The request took Joseph by surprise. Examine them? Had they somehow decided that he must be a skilled physician, simply because he had been able to manage something as elementary as bandaging a sprained knee?

But he could hardly refuse the request. He looked down at the trio of Indigenes. One, he saw, had a nasty ulcerated wound in its thigh, seemingly not deep but badly infected. Its forehead was bright with the glow of a high fever. Another had apparently broken its arm: no bone was showing, but the way the arm was bent argued for a fracture. There was nothing outwardly wrong with the third Indigene, but it held both its hands pressed tight against its abdomen, making what had to be an indication of severe pain.

The Ardardin stared at Joseph in an unambiguously expectant way. Its fleshy throat-pouch was pouting in and out at great speed. Joseph felt mounting uneasiness.

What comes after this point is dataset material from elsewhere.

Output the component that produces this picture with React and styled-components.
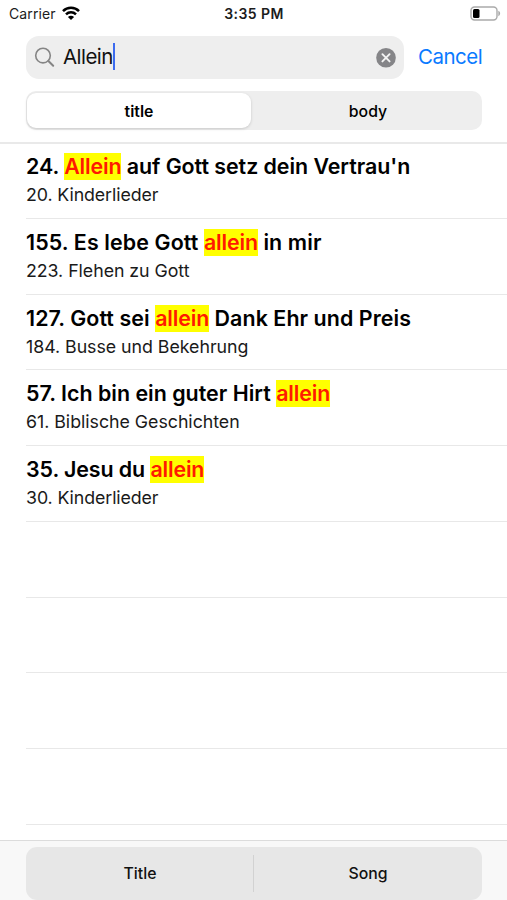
import React from 'react'
import styled, { createGlobalStyle } from 'styled-components'

const GlobalStyle = createGlobalStyle`
    body {
        margin: 0;
        background: #fff;
        font-family: Inter, "Liberation Sans", sans-serif;
        color: #000;
    }
`

const Screen = styled.div`
    display: flex;
    flex-direction: column;
    width: 507px;
    height: 900px;
    overflow: hidden;
    white-space: nowrap;
`

const StatusBar = styled.div`
    display: grid;
    grid-template-columns: 1fr auto 1fr;
    align-items: center;
    height: 27px;
    padding: 0 6px 0 9px;
    font-size: 14px;
    line-height: 27px;
    color: #1c1c1c;
`

const Carrier = styled.div`
    display: flex;
    align-items: center;
    gap: 6px;
    letter-spacing: 0.1px;

    svg {
        margin-bottom: 2px;
    }
`

const Clock = styled.div`
    margin-right: 2px;
    font-weight: 600;
    letter-spacing: 0.45px;
`

const BatteryIcon = styled.svg`
    justify-self: end;
    margin-bottom: 1px;
`

const Header = styled.div`
    box-sizing: border-box;
    height: 117px;
    padding: 9px 25px 0 26px;
    border-bottom: 2px solid #e9e9e9;
`

const SearchRow = styled.div`
    display: flex;
    align-items: center;
    height: 43px;
`

const SearchField = styled.div`
    display: flex;
    flex-shrink: 0;
    align-items: center;
    box-sizing: border-box;
    width: 378px;
    height: 43px;
    padding: 0 8px;
    border-radius: 13px;
    background: #eee;
`

const Query = styled.span`
    margin-left: 8px;
    padding-bottom: 3px;
    font-size: 20.5px;
    letter-spacing: -0.55px;
    color: #111;
`

const Caret = styled.span`
    width: 2px;
    height: 27px;
    margin-bottom: 3px;
    background: #3d6bef;
`

const ClearIcon = styled.svg`
    margin-left: auto;
`

const Cancel = styled.span`
    margin-left: 14px;
    padding-bottom: 3px;
    font-size: 20.5px;
    letter-spacing: -0.5px;
    color: #0a7aff;
`

const Scope = styled.div`
    display: grid;
    grid-template-columns: 1fr 1fr;
    height: 39px;
    margin-top: 12px;
    border-radius: 10px;
    background: #eee;
`

const ScopeItem = styled.div`
    height: 35px;
    margin: ${props => props.$active ? '2px 3px 2px 1px' : '2px 1px'};
    border-radius: 9px;
    font-size: 15.8px;
    line-height: 37px;
    text-align: center;
    font-weight: ${props => props.$active ? 600 : 500};
    background: ${props => props.$active ? '#fff' : 'transparent'};
    box-shadow: ${props => props.$active ? '0 1px 3px rgba(0, 0, 0, 0.16)' : 'none'};
`

const List = styled.div`
    flex: 1;
    min-height: 0;
    overflow: hidden;
    margin-top: -1px;
    padding-left: 26px;
`

const Row = styled.div`
    box-sizing: border-box;
    height: 75.75px;
    padding-top: 8px;
    border-bottom: 1px solid #e8e8e8;
`

const SongTitle = styled.div`
    height: 30px;
    font-size: 21.4px;
    font-weight: 600;
    line-height: 30px;
    letter-spacing: ${props => props.$tracking}px;

    mark {
        padding-bottom: 1px;
        color: #ff1a00;
        background: #ff0;
        letter-spacing: -0.15px;
    }
`

const SongBook = styled.div`
    margin-top: 1px;
    font-size: 17.8px;
    line-height: 26px;
    color: #1a1a1a;
    letter-spacing: ${props => props.$tracking}px;
`

const Toolbar = styled.div`
    box-sizing: border-box;
    height: 60px;
    padding: 6px 25px 0 26px;
    border-top: 1px solid #dcdcdc;
    background: #f8f8f8;
`

const Tabs = styled.div`
    display: flex;
    align-items: center;
    height: 53px;
    border-radius: 11px;
    background: #e7e7e7;
`

const Tab = styled.div`
    flex: 1;
    font-size: 15.8px;
    font-weight: 500;
    line-height: 37px;
    text-align: center;
    color: #111;

    & + & {
        margin-left: -1px;
        border-left: 1px solid #d2d2d2;
    }
`

const songs = [
    { number: 24, before: '', hit: 'Allein', after: " auf Gott setz dein Vertrau'n", book: '20. Kinderlieder', tracking: -0.04, bookTracking: -0.1 },
    { number: 155, before: 'Es lebe Gott ', hit: 'allein', after: ' in mir', book: '223. Flehen zu Gott', tracking: 0.12, bookTracking: -0.05 },
    { number: 127, before: 'Gott sei ', hit: 'allein', after: ' Dank Ehr und Preis', book: '184. Busse und Bekehrung', tracking: 0.08, bookTracking: -0.04 },
    { number: 57, before: 'Ich bin ein guter Hirt ', hit: 'allein', after: '', book: '61. Biblische Geschichten', tracking: 0.02, bookTracking: -0.03 },
    { number: 35, before: 'Jesu du ', hit: 'allein', after: '', book: '30. Kinderlieder', tracking: -0.09, bookTracking: -0.1 },
]

const emptyRows = [0, 1, 2, 3]

const Wifi = () => (
    <svg width="18" height="14" viewBox="0 0 18 14" fill="none" stroke="#000" strokeWidth="2.5">
        <path d="M1 5.2C5.4.7 12.6.7 17 5.2" />
        <path d="M4 8.4c2.8-2.8 7.2-2.8 10 0" />
        <path d="M9 14L5.9 10.9c1.7-1.6 4.5-1.6 6.2 0z" fill="#000" stroke="none" />
    </svg>
)

const Battery = () => (
    <BatteryIcon width="31" height="15" viewBox="0 0 31 15">
        <rect x="1" y="1" width="26" height="13" rx="3.5" fill="none" stroke="#aaa" strokeWidth="1.4" />
        <rect x="3" y="3" width="6.5" height="9" rx="1.5" fill="#000" />
        <path d="M28.3 4.8c2.4.8 2.4 4.6 0 5.4z" fill="#aaa" />
    </BatteryIcon>
)

const Search = () => (
    <svg width="21" height="21" viewBox="0 0 21 21" fill="none" stroke="#858585" strokeLinecap="round">
        <circle cx="9" cy="8.6" r="7.3" strokeWidth="1.6" />
        <path d="M14.4 14l4.8 4.8" strokeWidth="2" />
    </svg>
)

const Clear = () => (
    <ClearIcon width="20" height="20" viewBox="0 0 20 20">
        <circle cx="10" cy="9.8" r="9.8" fill="#858588" />
        <path d="M6.4 6.2l7.2 7.2M13.6 6.2l-7.2 7.2" stroke="#f4f4f4" strokeWidth="1.9" strokeLinecap="round" />
    </ClearIcon>
)

const App = () => {
    return (
        <Screen>
            <GlobalStyle />
            <StatusBar>
                <Carrier>
                    Carrier <Wifi />
                </Carrier>
                <Clock>3:35 PM</Clock>
                <Battery />
            </StatusBar>

            <Header>
                <SearchRow>
                    <SearchField>
                        <Search />
                        <Query>Allein</Query>
                        <Caret />
                        <Clear />
                    </SearchField>
                    <Cancel>Cancel</Cancel>
                </SearchRow>
                <Scope>
                    <ScopeItem $active>title</ScopeItem>
                    <ScopeItem>body</ScopeItem>
                </Scope>
            </Header>

            <List>
                {
                    songs.map( song => (
                        <Row key={song.number}>
                            <SongTitle $tracking={song.tracking}>
                                {song.number}. {song.before}<mark>{song.hit}</mark>{song.after}
                            </SongTitle>
                            <SongBook $tracking={song.bookTracking}>{song.book}</SongBook>
                        </Row>
                    ))
                }
                {
                    emptyRows.map( row => <Row key={row} />)
                }
            </List>

            <Toolbar>
                <Tabs>
                    <Tab>Title</Tab>
                    <Tab>Song</Tab>
                </Tabs>
            </Toolbar>
        </Screen>
    )
}

export default App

It began to occur to him that the medical techniques of the Indigenes might go no farther than the use of simple herbal remedies. Anything more complicated than the brewing of potions might be beyond them. Closing a wound, say, or setting a broken bone. Getting a pregnant woman through a difficult childbirth. And any kind of surgery, certainly. You needed very great matagava to perform such feats, greater matagava than had been granted to these people.

And the human Masters had that kind of matagava, yes. With the greatest of ease they could perform feats that to the Indigenes must seem like miracles.